Ultimately, we know that a whole lot of people who have sought to maintain chastity failed and that it drove a number of them into a sufficient craziness to do horrible and inexcusable things. Plausibly, that didn’t happen on the Buddhist side of things in chastity land, but I would not bank on it.
If you have a concern about your sexual desires, I would suggest that there are probably better strategies for dealing with it than hoping that you’ll prove to be the Win Hof of sexual appetite control.
On the topic of Buddhism itself, I would call it a philosophy of learning to tough it out and suck it up. If you can train yourself to believe that everything is illusory, then you’re extra resistant to starvation and ill-abuse by the ruling classes and so on. You might make a good soldier because you can more easily be trained to accept the possibility of death, and so charge in to battle without hesitation.
Buddhism is a great philosophy for a repressive nation to popularize among the lay people.
Whether it is useful to teach yourself as a world view, outside of that context, possibly. But I would personally want to throw some anarchism and selfishness into the mix.

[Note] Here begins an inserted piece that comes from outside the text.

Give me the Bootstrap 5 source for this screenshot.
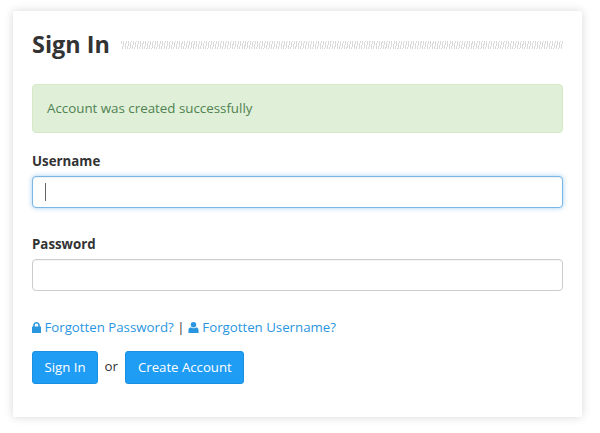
<!DOCTYPE html>
<html lang="en">
<head>
  <meta charset="UTF-8">
  <title>Sign In</title>
  <link href="https://cdn.jsdelivr.net/npm/bootstrap@5.3.0/dist/css/bootstrap.min.css" rel="stylesheet">
  <style>
    html, body {
      height: 100%;
    }

    body {
      font-family: "Open Sans", sans-serif;
      font-size: 13.25px;
      color: #333;
      background: #fff;
      padding: 11px 18px 16px 13px;
      overflow: hidden;
    }

    .login-box {
      background: #fff;
      height: 406px;
      padding: 15px 19px 0;
      border-radius: 2px;
      box-shadow: 0 0 10px rgba(0, 0, 0, 0.16);
    }

    .title-row {
      height: 37px;
      margin-bottom: 21px;
    }

    .title-row h1 {
      font-family: "Open Sans", sans-serif;
      font-size: 23.4px;
      font-weight: 700;
      line-height: 37px;
      color: #333;
      margin: 0 11px 0 0;
    }

    .title-stripes {
      height: 8px;
      margin-top: 1px;
      background: repeating-linear-gradient(100deg, #dadada 0, #dadada 1px, #fff 1px, #fff 2.4px);
    }

    .msg-ok {
      height: 49px;
      padding: 0 14px;
      margin-bottom: 19px;
      font-size: 13.33px;
      line-height: 47px;
      color: #4f8250;
      background: #dfefd8;
      border: 1px solid #d6e9c6;
      border-radius: 4px;
    }

    .field-label {
      display: block;
      font-size: 13.3px;
      font-weight: 700;
      line-height: 18px;
      color: #333;
      margin-bottom: 6px;
    }

    .login-box .form-control {
      height: 32px;
      font-family: "Open Sans", sans-serif;
      font-size: 13.33px;
      padding: 5px 12px;
      border: 1px solid #ccc;
      border-radius: 4px;
      box-shadow: inset 0 1px 1px rgba(0, 0, 0, 0.04);
    }

    .login-box .field-focus {
      border-color: #7ab6e6;
      box-shadow: inset 0 1px 1px rgba(0, 0, 0, 0.06), 0 0 5px rgba(102, 175, 233, 0.6);
    }

    .fake-caret {
      position: absolute;
      left: 13px;
      top: 7px;
      width: 1px;
      height: 18px;
      background: #666;
    }

    .field-wrap {
      margin-bottom: 27px;
    }

    .help-links {
      line-height: 18px;
      margin-top: 27px;
      margin-bottom: 15px;
      color: #333;
    }

    .help-links a {
      color: #2b96e0;
      text-decoration: none;
    }

    .help-links svg {
      height: 11px;
      fill: #2b96e0;
      vertical-align: -1px;
    }

    .icon-lock {
      width: 9px;
    }

    .icon-user {
      width: 11px;
    }

    .btn-blue {
      height: 33px;
      font-size: 13.2px;
      line-height: 31px;
      padding: 0 11.5px;
      color: #fff;
      background: #1f9cf4;
      border: 1px solid #1a90e2;
      border-radius: 3px;
    }

    .or-word {
      margin: 0 7.5px 0 6.5px;
      font-size: 13.33px;
      position: relative;
      top: -1px;
    }
  </style>
</head>
<body>
  <div class="login-box">
    <div class="title-row d-flex align-items-center">
      <h1>Sign In</h1>
      <div class="title-stripes flex-grow-1"></div>
    </div>

    <div class="msg-ok">Account was created successfully</div>

    <form>
      <div class="field-wrap">
        <label class="field-label" for="username">Username</label>
        <div class="position-relative">
          <input class="form-control field-focus" type="text" id="username">
          <span class="fake-caret"></span>
        </div>
      </div>
      <div class="field-wrap">
        <label class="field-label" for="password">Password</label>
        <input class="form-control" type="password" id="password">
      </div>

      <div class="help-links">
        <a href="#"><svg class="icon-lock" viewBox="0 0 9 11"><path d="M1.2 4.6V3.2C1.2 1.3 2.7 0 4.5 0S7.8 1.3 7.8 3.2V4.6H9V11H0V4.6ZM2.8 4.6H6.2V3.2C6.2 2.2 5.5 1.6 4.5 1.6S2.8 2.2 2.8 3.2Z"/></svg> Forgotten Password?</a> | <a href="#"><svg class="icon-user" viewBox="0 0 12 12"><circle cx="6" cy="3.1" r="3"/><path d="M0.5 12V9C0.5 7.2 1.6 6.2 3 5.8 3.7 6.4 4.8 6.8 6 6.8S8.3 6.4 9 5.8C10.4 6.2 11.5 7.2 11.5 9V12Z"/></svg> Forgotten Username?</a>
      </div>

      <div class="d-flex align-items-center">
        <button type="button" class="btn btn-blue">Sign In</button>
        <span class="or-word">or</span>
        <button type="button" class="btn btn-blue">Create Account</button>
      </div>
    </form>
  </div>
</body>
</html>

I think it’s the Lacota who believe that the ideal way to live life is that if you can see like an Eagle then you need to learn to see like a Mole, but make sure that you don’t lose your ability to also see like an Eagle. Different things are needed for different times and situations and it’s having access to all of the tools and approaches that there are in the world that you get to where you want to go.

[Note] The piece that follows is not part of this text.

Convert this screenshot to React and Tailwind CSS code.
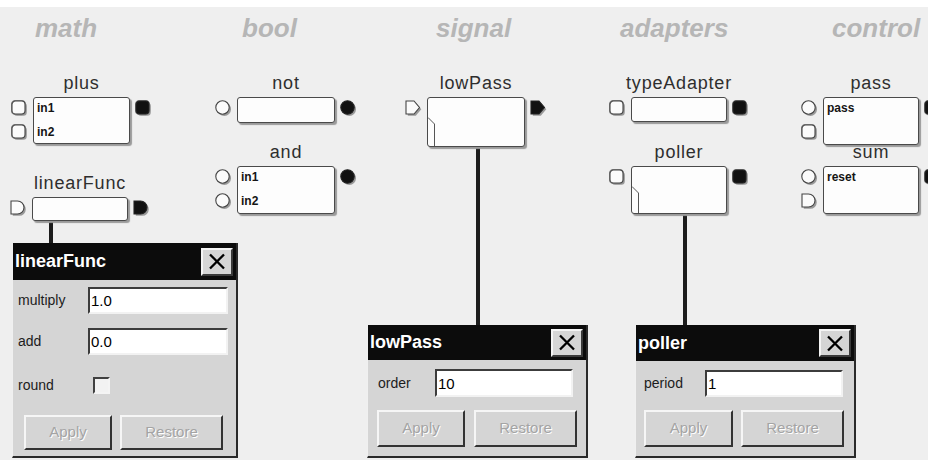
const SHAPES = {
  sq: "M4.5 1 H10.5 A3.5 3.5 0 0 1 14 4.5 V10.5 A3.5 3.5 0 0 1 10.5 14 H4.5 A3.5 3.5 0 0 1 1 10.5 V4.5 A3.5 3.5 0 0 1 4.5 1 Z",
  ci: "M7.5 0.8 A6.7 6.7 0 1 1 7.5 14.2 A6.7 6.7 0 1 1 7.5 0.8 Z",
  d: "M1 1 H7.5 A6.5 6.5 0 0 1 7.5 14 H1 Z",
  pe: "M1 1 H9 L14.5 7.5 L9 14 H1 Z",
};

function Port({ shape, out }) {
  const d = SHAPES[shape];
  return (
    <svg width="17" height="17" viewBox="0 0 17 17" className="block">
      <path d={d} transform="translate(1.8 1.8)" fill="#9a9a9a" />
      {shape === "sq" && <path d={d} fill="none" stroke="#8c8c8c" strokeWidth="2.4" />}
      <path d={d} fill={out ? "#111" : "#fbfbfb"} stroke={out ? "#222" : "#454545"} strokeWidth="1.1" />
    </svg>
  );
}

function Node({ pos, box, label, rows = [], ins, out, fold }) {
  return (
    <div className={`absolute flex flex-col items-center ${pos}`}>
      <div className="mb-[4px] h-[20px] whitespace-nowrap text-[18px] leading-[20px] tracking-[0.8px] text-[#2e2e2e]">
        {label}
      </div>
      <div className="flex items-start gap-[5px]">
        <div className="flex w-[17px] flex-col gap-[7px] pt-[3px]">
          {ins.map((s, i) => (
            <Port key={i} shape={s} />
          ))}
        </div>
        <div className={`relative overflow-hidden rounded-[3px] border border-[#4a4a4a] bg-[#fdfdfd] shadow-[2px_2px_1px_#9a9a9a] ${box}`}>
          <div className="flex flex-col gap-[8px] pt-[2px]">
            {rows.map((r) => (
              <div key={r} className="h-[16px] pl-[3px] text-[12px] font-bold leading-[16px] text-[#151515]">
                {r}
              </div>
            ))}
          </div>
          {fold && (
            <svg width="10" height="60" className="absolute left-0 top-0">
              <path d="M0 19.5 L6.5 26 V60" fill="none" stroke="#555" strokeWidth="1" />
            </svg>
          )}
        </div>
        <div className="flex w-[17px] flex-col pt-[3px]">
          <Port shape={out} out />
        </div>
      </div>
    </div>
  );
}

function Dialog({ pos, title, bar, children }) {
  return (
    <div className={`absolute flex flex-col border-l border-r-2 border-b-2 border-l-[#f0f0f0] border-r-[#2a2a2a] border-b-[#2a2a2a] bg-[#d5d5d5] ${pos}`}>
      <div className={`flex items-center justify-between bg-[#0c0c0c] pl-[2px] pr-[3px] ${bar}`}>
        <span className="text-[18px] font-bold text-white">{title}</span>
        <div className="flex h-[28px] w-[32px] items-center justify-center border-2 border-t-[#f4f4f4] border-l-[#f4f4f4] border-r-[#3a3a3a] border-b-[#3a3a3a] bg-[#d5d5d5]">
          <svg width="18" height="17" viewBox="0 0 18 17">
            <path d="M2 1.5 L16 15.5 M16 1.5 L2 15.5" stroke="#000" strokeWidth="2.3" />
          </svg>
        </div>
      </div>
      {children}
    </div>
  );
}

function Field({ value, size }) {
  return (
    <input
      readOnly
      value={value}
      className={`border-2 border-t-[#3c3c3c] border-l-[#3c3c3c] border-r-[#f2f2f2] border-b-[#f2f2f2] bg-white pl-[1px] text-[15px] text-black outline-none ${size}`}
    />
  );
}

function Btn({ children, size }) {
  return (
    <div className={`flex items-center justify-center border-2 border-t-[#f6f6f6] border-l-[#f6f6f6] border-r-[#333] border-b-[#333] bg-[#d5d5d5] text-[15px] text-[#a4a4a4] [text-shadow:1px_1px_0_#ffffff] ${size}`}>
      {children}
    </div>
  );
}

export default function App() {
  return (
    <div className="relative h-[460px] w-[928px] overflow-hidden bg-[#efefef] font-['Liberation_Sans',Arial,sans-serif]">
      <div className="h-[7px] bg-white" />

      {/* palette headers */}
      <div className="flex pl-[35px] pt-[6px] text-[26px] font-bold italic leading-[30px] text-[#b6b6b6]">
        <div className="w-[207px]">math</div>
        <div className="w-[194px]">bool</div>
        <div className="w-[184px]">signal</div>
        <div className="w-[212px]">adapters</div>
        <div>control</div>
      </div>

      {/* wires */}
      <div className="absolute left-[49px] top-[221px] h-[22px] w-[4px] bg-[#1c1c1c]" />
      <div className="absolute left-[476px] top-[147px] h-[178px] w-[4px] bg-[#1c1c1c]" />
      <div className="absolute left-[683px] top-[214px] h-[111px] w-[4px] bg-[#1c1c1c]" />

      {/* nodes */}
      <Node pos="left-[11px] top-[73px]" box="w-[97px] h-[47px]" label="plus" rows={["in1", "in2"]} ins={["sq", "sq"]} out="sq" />
      <Node pos="left-[10px] top-[173px]" box="w-[96px] h-[24px]" label="linearFunc" ins={["d"]} out="d" />
      <Node pos="left-[215px] top-[73px]" box="w-[98px] h-[26px]" label="not" ins={["ci"]} out="ci" />
      <Node pos="left-[215px] top-[142px]" box="w-[98px] h-[48px]" label="and" rows={["in1", "in2"]} ins={["ci", "ci"]} out="ci" />
      <Node pos="left-[405px] top-[73px]" box="w-[98px] h-[50px]" label="lowPass" ins={["pe"]} out="pe" fold />
      <Node pos="left-[609px] top-[73px]" box="w-[96px] h-[25px]" label="typeAdapter" ins={["sq"]} out="sq" />
      <Node pos="left-[609px] top-[142px]" box="w-[96px] h-[48px]" label="poller" ins={["sq"]} out="sq" fold />
      <Node pos="left-[801px] top-[73px]" box="w-[96px] h-[48px]" label="pass" rows={["pass"]} ins={["ci", "sq"]} out="sq" />
      <Node pos="left-[801px] top-[142px]" box="w-[96px] h-[48px]" label="sum" rows={["reset"]} ins={["ci", "d"]} out="sq" />

      {/* property dialogs */}
      <Dialog pos="left-[12px] top-[243px] w-[226px] h-[215px]" bar="h-[37px]" title="linearFunc">
        <div className="flex flex-col pl-[5px] pt-[7px] text-[14px] text-[#1c1c1c]">
          <div className="flex items-center">
            <span className="w-[70px]">multiply</span>
            <Field value="1.0" size="w-[140px] h-[27px]" />
          </div>
          <div className="mt-[14px] flex items-center">
            <span className="w-[70px]">add</span>
            <Field value="0.0" size="w-[140px] h-[27px]" />
          </div>
          <div className="mt-[20px] flex items-center">
            <span className="w-[75px]">round</span>
            <div className="h-[17px] w-[17px] border-2 border-t-[#404040] border-l-[#404040] border-r-[#f4f4f4] border-b-[#f4f4f4] bg-[#f2f2f2]" />
          </div>
          <div className="ml-[6px] mt-[19px] flex gap-[8px]">
            <Btn size="w-[88px] h-[35px]">Apply</Btn>
            <Btn size="w-[103px] h-[35px]">Restore</Btn>
          </div>
        </div>
      </Dialog>

      <Dialog pos="left-[367px] top-[325px] w-[221px] h-[133px]" bar="h-[35px]" title="lowPass">
        <div className="flex flex-col pl-[9px] pt-[9px] text-[14px] text-[#1c1c1c]">
          <div className="flex items-center">
            <span className="w-[58px] pl-[1px]">order</span>
            <Field value="10" size="w-[138px] h-[28px]" />
          </div>
          <div className="mt-[13px] flex gap-[9px]">
            <Btn size="w-[88px] h-[37px]">Apply</Btn>
            <Btn size="w-[103px] h-[37px]">Restore</Btn>
          </div>
        </div>
      </Dialog>

      <Dialog pos="left-[635px] top-[325px] w-[221px] h-[133px]" bar="h-[36px]" title="poller">
        <div className="flex flex-col pl-[8px] pt-[9px] text-[14px] text-[#1c1c1c]">
          <div className="flex items-center">
            <span className="w-[61px]">period</span>
            <Field value="1" size="w-[138px] h-[27px]" />
          </div>
          <div className="mt-[13px] flex gap-[8px]">
            <Btn size="w-[89px] h-[37px]">Apply</Btn>
            <Btn size="w-[103px] h-[37px]">Restore</Btn>
          </div>
        </div>
      </Dialog>
    </div>
  );
}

But, my strategy is to be a generalist. As with everything, that has its pros and cons.
Women are a false construct.
Men are a false construct.
Sleep and hunger are false constructs.
Reality is a false construct.
Self is a false construct.
Buddhism is a false construct.
It’s false constructs all the way down.
There are men in the world who will say that they couldn’t possibly refrain from spitting, because of the build-up of saliva in their mouth. Universally, these men are in lower-wage jobs. It’s unlikely that mass saliva production would somehow lead a person to be unable to find a higher paying job. More likely, it’s simply a cultural thing.
Similarly, we see in history people saying that it would be impossible for their soldiers to not rape the women of the locations they conquer; it’s an innate aspect of manhood that cannot be turned off. Modern soldiers, somehow, do refrain from raping women. The people in history were, objectively, wrong.
There is a lot to be said for culture and self-control.
There are almost certainly limits. But if you start drooling and humping the table when a woman with big boobs walks by and the other men don’t, that’s probably a problem with you and your view of the world, it’s not something completely uncontrollable.
I’m wondering–do you have a sense of humor? This is a serious question, and not meant as an insult–there are people, especially ones “on the spectrum” who honestly do not get jokes. I ask because I have noticed multiple times in your threads where someone has made a jokey statment and you answer it very seriously, as if you didn’t even notice that it was supposed to be humorous.
It would explain a lot about your attitude about life, the universe, and everything. Do you derive pleasure from any form of fiction or from anything at all? Have you ever?